Objective: The effect of omeprazole therapy in dyspepsia is unpredictable. The aim of this study was to identify patient characteristics and symptoms associated with the omeprazole response to improve selection of patients for empirical treatment with omeprazole.
Methods: Data from a randomized controlled trial of 471 patients with ulcer-like or reflux-like dyspepsia treated with omeprazole 20 mg daily (243 patients) or placebo (228 patients) for 2 wk were studied using logistic regression analysis. The patients were randomly divided into a model sample (N = 236) for modeling the association between the omeprazole response and descriptive variables, and a test sample (N = 235) for testing the obtained model.

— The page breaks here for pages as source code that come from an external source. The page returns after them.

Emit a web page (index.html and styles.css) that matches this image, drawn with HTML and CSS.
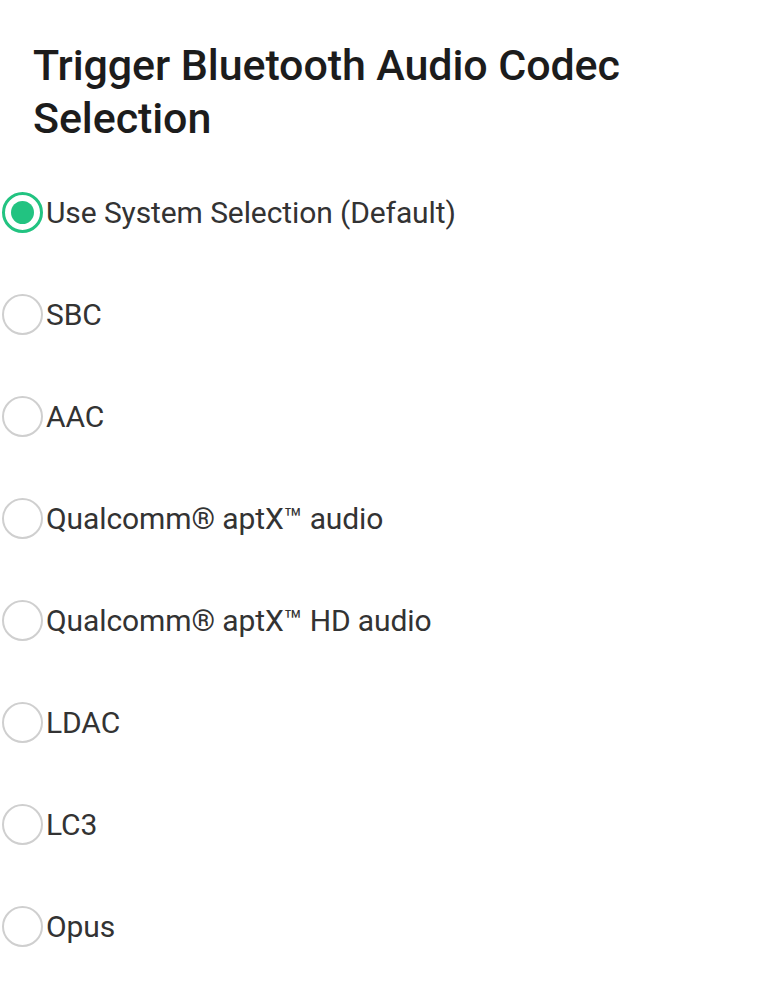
FILE: index.html
```html
<!DOCTYPE html>
<html lang="en">
<head>
  <meta charset="UTF-8">
  <title>Trigger Bluetooth Audio Codec Selection</title>
  <link rel="stylesheet" href="styles.css">
</head>
<body>

<div class="codec-box">
  <h1>Trigger Bluetooth Audio Codec Selection</h1>

  <div class="options">
    <label class="option">
      <input type="radio" name="codec" value="default" checked>
      <span class="dot"></span>
      <span>Use System Selection (Default)</span>
    </label>
    <label class="option">
      <input type="radio" name="codec" value="sbc">
      <span class="dot"></span>
      <span>SBC</span>
    </label>
    <label class="option">
      <input type="radio" name="codec" value="aac">
      <span class="dot"></span>
      <span>AAC</span>
    </label>
    <label class="option">
      <input type="radio" name="codec" value="aptx">
      <span class="dot"></span>
      <span>Qualcomm® aptX™ audio</span>
    </label>
    <label class="option">
      <input type="radio" name="codec" value="aptxhd">
      <span class="dot"></span>
      <span>Qualcomm® aptX™ HD audio</span>
    </label>
    <label class="option">
      <input type="radio" name="codec" value="ldac">
      <span class="dot"></span>
      <span>LDAC</span>
    </label>
    <label class="option">
      <input type="radio" name="codec" value="lc3">
      <span class="dot"></span>
      <span>LC3</span>
    </label>
    <label class="option">
      <input type="radio" name="codec" value="opus">
      <span class="dot"></span>
      <span>Opus</span>
    </label>
  </div>
</div>

</body>
</html>
```

FILE: styles.css
```css
body {
  margin: 0;
  background: #fff;
  font-family: Roboto, "Liberation Sans", sans-serif;
}
.codec-box {
  padding-top: 39px;
}
h1 {
  margin: 0 0 16px 0;
  padding: 0 30px 0 33px;
  font-size: 43px;
  line-height: 53px;
  font-weight: 500;
  letter-spacing: -0.1px;
  color: #1c1c1c;
}
.option {
  display: flex;
  align-items: center;
  height: 102px;
  font-size: 30px;
  letter-spacing: -0.1px;
  color: #333;
  cursor: pointer;
}
.option input {
  display: none;
}
.dot {
  box-sizing: border-box;
  width: 41px;
  height: 41px;
  margin-left: 2px;
  margin-right: 3px;
  border: 2.5px solid #cfcfcf;
  border-radius: 50%;
  display: flex;
  align-items: center;
  justify-content: center;
}
.option input:checked + .dot {
  border: 3px solid #22c381;
}
.option input:checked + .dot::after {
  content: "";
  width: 23px;
  height: 23px;
  border-radius: 50%;
  background: #22c381;
}
```
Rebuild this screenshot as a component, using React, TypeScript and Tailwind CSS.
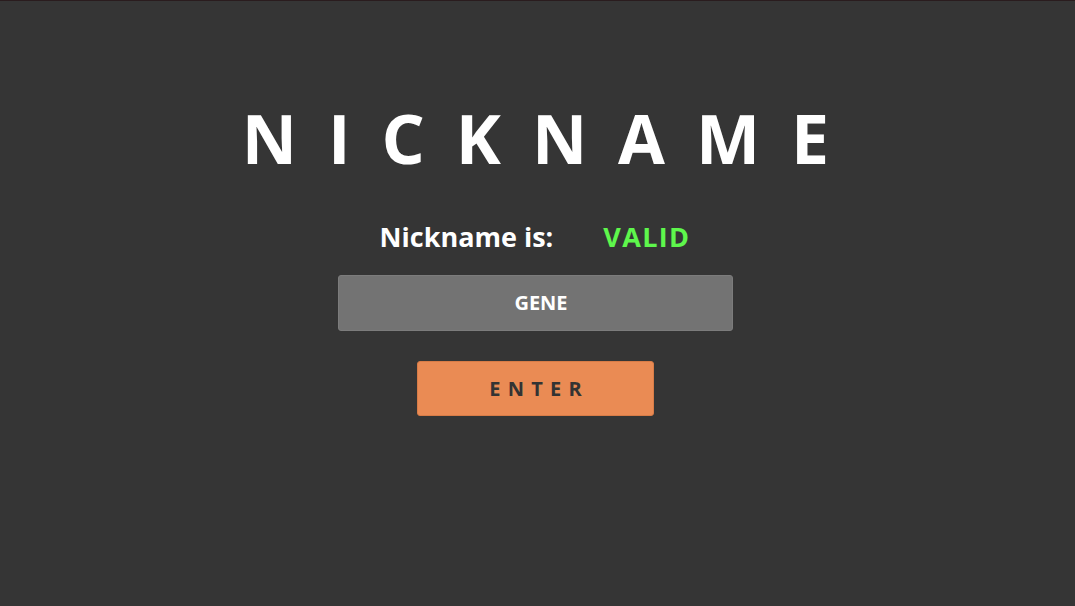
export default function App() {
  return (
    <div
      className="w-[1075px] h-[606px] bg-[#353535] border-t border-t-[#2a1c1e] flex flex-col items-center overflow-hidden"
      style={{ fontFamily: '"Open Sans", "Noto Sans", sans-serif' }}
    >
      <h1 className="mt-[89px] ml-[-4px] h-[96px] flex items-center text-white font-bold text-[68px] leading-none tracking-[0.455em] pl-[0.455em]">
        NICKNAME
      </h1>
      <div className="mt-[34px] ml-[-5px] flex items-center h-[32px] text-[27px] font-bold leading-none">
        <span className="text-white">Nickname is:</span>
        <span className="ml-[50px] text-[#5ef74c] tracking-[0.05em]">VALID</span>
      </div>
      <div className="mt-[23px] ml-[-4px] w-[395px] h-[56px] rounded-[3px] bg-[#737373] border border-[#7c7c7c] flex items-center justify-center text-white font-bold text-[20px]">
        <span className="ml-[11px]">GENE</span>
      </div>
      <button className="mt-[30px] ml-[-4px] w-[237px] h-[55px] rounded-[3px] bg-[#ea8b54] border border-[#d87c47] flex items-center justify-center text-[#333333] font-bold text-[20px] tracking-[0.36em] pl-[0.36em]">
        ENTER
      </button>
    </div>
  );
}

Results: In the model sample a high body mass index, the use of antacids or H2-blockers within the last month, or pain at night time were independently associated with a good omeprazole response, whereas the presence of nausea was associated with a poor omeprazole response. Using these variables combined into a therapeutic index, the independent test sample patients could be classified into predicted good (N = 56), medium (N = 88), and poor omeprazole responders (N = 91). In these groups the observed therapeutic gain of omeprazole (omeprazole response minus placebo response) was 39.4%, 19.3%, and 4.6%, respectively (p = 0.013). For clinical use, an easy-to-use pocket chart to obtain the therapeutic index in a given patient has been devised.
Conclusions: In dyspepsia the identification of potential responders to omeprazole can be improved by considering certain patient characteristics and symptoms associated with the omeprazole response. Applying these data using a simple pocket chart may assist decision about empirical omeprazole therapy in patients with dyspepsia in general practice.